Landman, as a Jewish gay man whose parents survived the Holocaust, shared his life story that began when he came out as a 13-year old in 1965. He explained how he always wondered if he would have been arrested by the Nazis if he lived in Germany during WWII.

He has led a life of activism as a gay rights organizer, an educator, attorney, and author. He spoke of the importance of recognizing the stories of all those who were Nazi targets-including homosexuals, Jehovah Witnesses, the Romas, the disabled, and all asocials.

He stressed that all these lives mattered and was pushing for their inclusion in the NYC Holocaust Memorial Park in Sheepshead Bay, Brooklyn by dedicating "memorial markers" for five persecuted groups. Landman is a proud member of Congregation Beit Simchat Torah since its inception in 1973.

Charles Radcliffe: Chief, Global Issues, OHCHR (Office of the UN High Commissioner for Human Rights) in New York

Within the UN system he is a human rights adviser on sexual orientation and gender identity. He is involved with raising awareness about violence and discrimination against lesbian, gay, bisexual and transgender people. He reminded us of the important quote: "It happened and therefore it can happen again".

The UN works on the ideal that all human beings are born equal. The organization has come a long way to fulfilling this promise along with progress around the world for LGBTs especially in the past 20 years. It is a better, safer place for them but not in all member states.

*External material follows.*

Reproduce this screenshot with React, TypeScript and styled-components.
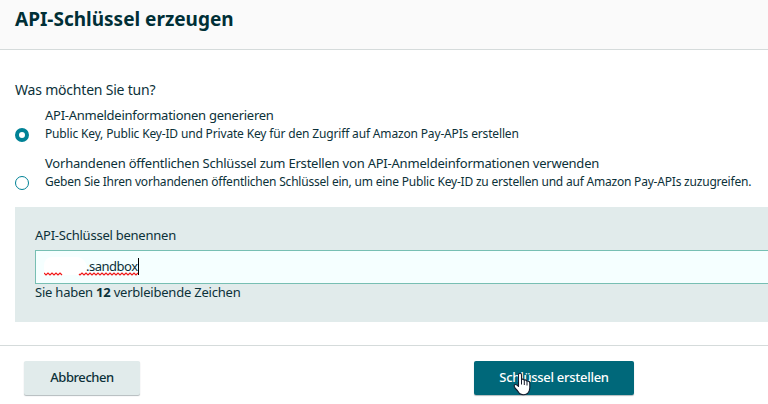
import React from 'react';
import styled, { createGlobalStyle } from 'styled-components';

const ink = '#0c3139';

const GlobalStyle = createGlobalStyle`
  * { box-sizing: border-box; }
  body {
    margin: 0;
    overflow: hidden;
    background: #fff;
    color: ${ink};
    font-family: "Noto Sans", "Open Sans", sans-serif;
    font-size: 13px;
  }
`;

const Dialog = styled.main`
  height: 404px;
  display: flex;
  flex-direction: column;
  overflow: hidden;
`;

const Header = styled.header`
  height: 50px;
  padding: 7px 15px 0;
  background: #fafafa;
  border-bottom: 1px solid #d5dbdb;
`;

const Title = styled.h1`
  margin: 0;
  color: #002f36;
  font-size: 19px;
  font-weight: 700;
  line-height: 24px;
  white-space: nowrap;
`;

const Body = styled.section`
  height: 296px;
  padding: 30px 0 0 15px;
  border-bottom: 1px solid #d5dbdb;
`;

const Question = styled.p`
  margin: 0 0 6px;
  font-size: 14px;
  line-height: 20px;
  letter-spacing: -0.2px;
`;

const Options = styled.div`
  display: grid;
  row-gap: 10px;
`;

const Option = styled.label`
  display: grid;
  grid-template-columns: 14px 1fr;
  column-gap: 16px;
  height: 38px;
`;

const Radio = styled.span<{ $checked?: boolean }>`
  width: 14px;
  height: 14px;
  margin-top: 22px;
  border: ${p => (p.$checked ? '4px' : '1px')} solid #008296;
  border-radius: 50%;
  background: #fff;
`;

const OptionText = styled.span`
  display: flex;
  flex-direction: column;
  white-space: nowrap;
`;

const OptionTitle = styled.span<{ $tracking: number }>`
  line-height: 18px;
  letter-spacing: ${p => p.$tracking}px;
`;

const OptionDescription = styled.span<{ $tracking: number }>`
  font-size: 12px;
  line-height: 19px;
  letter-spacing: ${p => p.$tracking}px;
`;

const NamePanel = styled.div`
  height: 115px;
  margin-top: 15px;
  padding: 19px 0 0 20px;
  background: #e1ebeb;
`;

const FieldLabel = styled.div`
  height: 24px;
  line-height: 18px;
  letter-spacing: -0.24px;
`;

const Field = styled.div`
  display: flex;
  align-items: flex-start;
  height: 34px;
  padding: 6px 0 0 8px;
  border: 1px solid #77bfb3;
  border-right: 0;
  background: #f5ffff;
`;

const Redaction = styled.span`
  width: 43px;
  height: 18px;
  border-radius: 9px 12px 8px 4px;
  background: #fff;
`;

const FieldValue = styled.span`
  margin-left: -1px;
  line-height: 18px;
  letter-spacing: -0.5px;
`;

const Caret = styled.span`
  width: 1px;
  height: 17px;
  margin-top: 1px;
  background: #000;
`;

const Squiggle = styled.svg`
  position: absolute;
  left: 44px;
  top: 272px;
`;

const Remaining = styled.div`
  margin-top: -1px;
  line-height: 18px;
  letter-spacing: -0.22px;
`;

const Footer = styled.footer`
  display: flex;
  justify-content: space-between;
  padding: 15px 134px 0 24px;
`;

const Button = styled.button<{ $primary?: boolean }>`
  width: ${p => (p.$primary ? 160 : 116)}px;
  height: 34px;
  padding: 0 0 2px;
  border: 0;
  border-radius: 2px;
  background: ${p => (p.$primary ? '#00687a' : '#e1ebeb')};
  color: ${p => (p.$primary ? '#fff' : ink)};
  box-shadow: 0 1px 1px rgba(0, 28, 36, 0.3);
  font: 500 13px "Noto Sans", "Open Sans", sans-serif;
  letter-spacing: ${p => (p.$primary ? -0.28 : -0.42)}px;
  white-space: nowrap;
`;

const Pointer = styled.svg`
  position: absolute;
  left: 513px;
  top: 372px;
  pointer-events: none;
`;

export default function App() {
  return (
    <>
      <GlobalStyle />
      <Dialog>
        <Header>
          <Title>API-Schlüssel erzeugen</Title>
        </Header>
        <Body>
          <Question>Was möchten Sie tun?</Question>
          <Options>
            <Option>
              <Radio $checked />
              <OptionText>
                <OptionTitle $tracking={-0.26}>API-Anmeldeinformationen generieren</OptionTitle>
                <OptionDescription $tracking={-0.16}>
                  Public Key, Public Key-ID und Private Key für den Zugriff auf Amazon Pay-APIs erstellen
                </OptionDescription>
              </OptionText>
            </Option>
            <Option>
              <Radio />
              <OptionText>
                <OptionTitle $tracking={-0.215}>
                  Vorhandenen öffentlichen Schlüssel zum Erstellen von API-Anmeldeinformationen verwenden
                </OptionTitle>
                <OptionDescription $tracking={-0.207}>
                  Geben Sie Ihren vorhandenen öffentlichen Schlüssel ein, um eine Public Key-ID zu erstellen und auf Amazon Pay-APIs zuzugreifen.
                </OptionDescription>
              </OptionText>
            </Option>
          </Options>
          <NamePanel>
            <FieldLabel>API-Schlüssel benennen</FieldLabel>
            <Field>
              <Redaction />
              <FieldValue>.sandbox</FieldValue>
              <Caret />
            </Field>
            <Remaining>
              Sie haben <b>12</b> verbleibende Zeichen
            </Remaining>
          </NamePanel>
        </Body>
        <Footer>
          <Button>Abbrechen</Button>
          <Button $primary>Schlüssel erstellen</Button>
        </Footer>
      </Dialog>
      <Squiggle width="94" height="4" viewBox="0 0 94 4" fill="none" stroke="#f01818" strokeWidth="1.2">
        <path d="M0 1l2 2 2-2 2 2 2-2 2 2 2-2 2 2 2-2 2 2" />
        <path d="M35 2l1 1 2-2 2 2 2-2 2 2 2-2 2 2 2-2 2 2 2-2 2 2 2-2 2 2 2-2 2 2 2-2 2 2 2-2 2 2 2-2 2 2 2-2 2 2 2-2 2 2 2-2 2 2 2-2 2 2 2-2" />
      </Squiggle>
      <Pointer width="19" height="24" viewBox="0 0 19 24">
        <path
          d="M5.500 13.500V3Q5.500 1.200 7 1.200T8.500 3V7.500Q9.500 6.500 11.300 8Q12.500 7.400 14 9Q16.800 8.800 16.800 11.500V16Q16.800 19 14.500 21.500Q10 24 6.500 21.500Q5 19 2 16Q.5 13.500 1.700 12.700Q3.300 12 5.500 14.500Z"
          fill="#fff"
          stroke="#151b2c"
          strokeWidth="1.1"
          strokeLinejoin="round"
        />
        <path d="M8.500 7.500v5M11.300 8v5M14 9v4.500" fill="none" stroke="#151b2c" />
      </Pointer>
    </>
  );
}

Change has occurred with laws and policies but more needs to be accomplished to raise awareness and assistance for victims.

The UN has launched a public information campaign-UN Free and Equal Campaign-to change attitudes, homophobic feelings, and remove stereotypes.
             
Marianne Mollmann: Director of Programs, International Gay and Lesbian Human Rights  Commission (IGLHRC)

She is a lecturer on sexual orientation, gender identity and human rights  advocacy and research. She is an activist, policy advisor, and writer. Mollmann shared three myths-that homosexuality is new, that everyone is the same and that it's all  about sex.

She stated that the only newness is that individuals are now claiming a visible identity.
Different groups need different rights. It's more than just victimization and violence. 
She reminded us that everyone has a sexual orientation and gender identity.